The problem:
Copy out each line that mentions the word "html".
++++ Dataset records
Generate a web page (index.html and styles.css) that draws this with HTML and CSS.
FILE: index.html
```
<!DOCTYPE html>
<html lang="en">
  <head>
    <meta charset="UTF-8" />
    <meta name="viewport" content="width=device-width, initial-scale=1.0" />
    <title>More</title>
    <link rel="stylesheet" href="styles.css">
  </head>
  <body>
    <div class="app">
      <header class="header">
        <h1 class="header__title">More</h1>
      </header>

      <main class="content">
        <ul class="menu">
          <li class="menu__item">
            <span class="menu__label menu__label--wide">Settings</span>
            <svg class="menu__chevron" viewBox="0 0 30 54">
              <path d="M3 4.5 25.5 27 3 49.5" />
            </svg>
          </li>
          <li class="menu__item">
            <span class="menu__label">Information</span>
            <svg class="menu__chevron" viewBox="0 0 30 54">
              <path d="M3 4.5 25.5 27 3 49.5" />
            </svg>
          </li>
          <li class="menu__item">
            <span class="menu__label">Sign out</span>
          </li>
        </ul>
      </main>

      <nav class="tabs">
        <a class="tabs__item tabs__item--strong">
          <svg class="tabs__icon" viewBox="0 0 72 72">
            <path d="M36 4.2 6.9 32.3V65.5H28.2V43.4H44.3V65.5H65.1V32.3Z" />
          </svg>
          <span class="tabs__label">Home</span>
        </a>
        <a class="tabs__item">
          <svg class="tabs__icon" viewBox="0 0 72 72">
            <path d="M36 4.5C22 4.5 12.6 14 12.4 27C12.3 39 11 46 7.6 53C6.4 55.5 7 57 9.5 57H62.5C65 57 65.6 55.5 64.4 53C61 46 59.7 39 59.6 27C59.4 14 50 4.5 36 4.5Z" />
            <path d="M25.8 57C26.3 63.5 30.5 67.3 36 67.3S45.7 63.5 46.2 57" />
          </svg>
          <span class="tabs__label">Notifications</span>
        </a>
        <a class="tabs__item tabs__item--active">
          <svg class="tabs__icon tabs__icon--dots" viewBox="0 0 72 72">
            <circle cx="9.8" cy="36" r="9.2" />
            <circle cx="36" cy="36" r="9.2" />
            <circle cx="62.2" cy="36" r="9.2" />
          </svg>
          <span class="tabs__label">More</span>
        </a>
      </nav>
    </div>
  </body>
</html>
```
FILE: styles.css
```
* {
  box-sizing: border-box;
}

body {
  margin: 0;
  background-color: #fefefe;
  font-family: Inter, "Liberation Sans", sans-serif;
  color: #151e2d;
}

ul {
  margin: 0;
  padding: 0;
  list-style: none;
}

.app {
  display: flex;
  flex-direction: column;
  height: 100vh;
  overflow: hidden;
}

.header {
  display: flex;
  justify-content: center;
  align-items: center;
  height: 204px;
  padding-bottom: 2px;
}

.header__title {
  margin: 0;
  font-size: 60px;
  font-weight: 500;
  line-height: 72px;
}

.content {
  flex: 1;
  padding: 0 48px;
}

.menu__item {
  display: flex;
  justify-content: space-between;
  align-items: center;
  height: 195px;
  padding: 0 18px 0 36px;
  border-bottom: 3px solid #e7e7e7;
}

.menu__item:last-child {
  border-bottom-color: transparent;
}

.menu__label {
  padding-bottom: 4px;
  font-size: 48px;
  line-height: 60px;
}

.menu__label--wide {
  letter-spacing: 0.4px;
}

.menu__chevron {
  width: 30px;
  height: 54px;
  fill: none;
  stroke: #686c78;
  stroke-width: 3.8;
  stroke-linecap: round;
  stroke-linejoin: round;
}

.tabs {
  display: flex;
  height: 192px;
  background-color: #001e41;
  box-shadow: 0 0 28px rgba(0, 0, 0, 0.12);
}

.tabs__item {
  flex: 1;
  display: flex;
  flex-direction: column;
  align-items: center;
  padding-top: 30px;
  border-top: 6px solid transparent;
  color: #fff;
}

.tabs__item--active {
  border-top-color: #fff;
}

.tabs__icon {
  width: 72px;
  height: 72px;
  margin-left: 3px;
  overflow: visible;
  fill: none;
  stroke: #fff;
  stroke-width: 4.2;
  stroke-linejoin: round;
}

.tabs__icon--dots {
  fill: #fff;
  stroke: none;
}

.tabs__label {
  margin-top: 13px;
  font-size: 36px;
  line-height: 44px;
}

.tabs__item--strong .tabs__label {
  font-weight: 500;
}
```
++++++++
++++ Dataset records
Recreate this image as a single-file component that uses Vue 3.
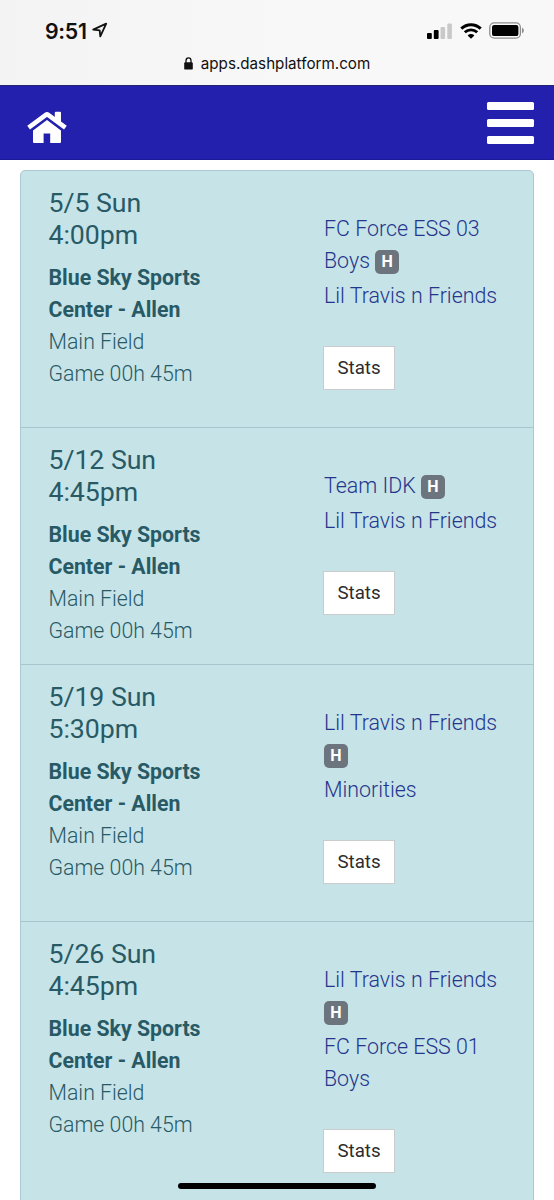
++++++++
Correct response:
Generate a web page (index.html and styles.css) that draws this with HTML and CSS.
FILE: index.html
<!DOCTYPE html>
<html lang="en">
</html>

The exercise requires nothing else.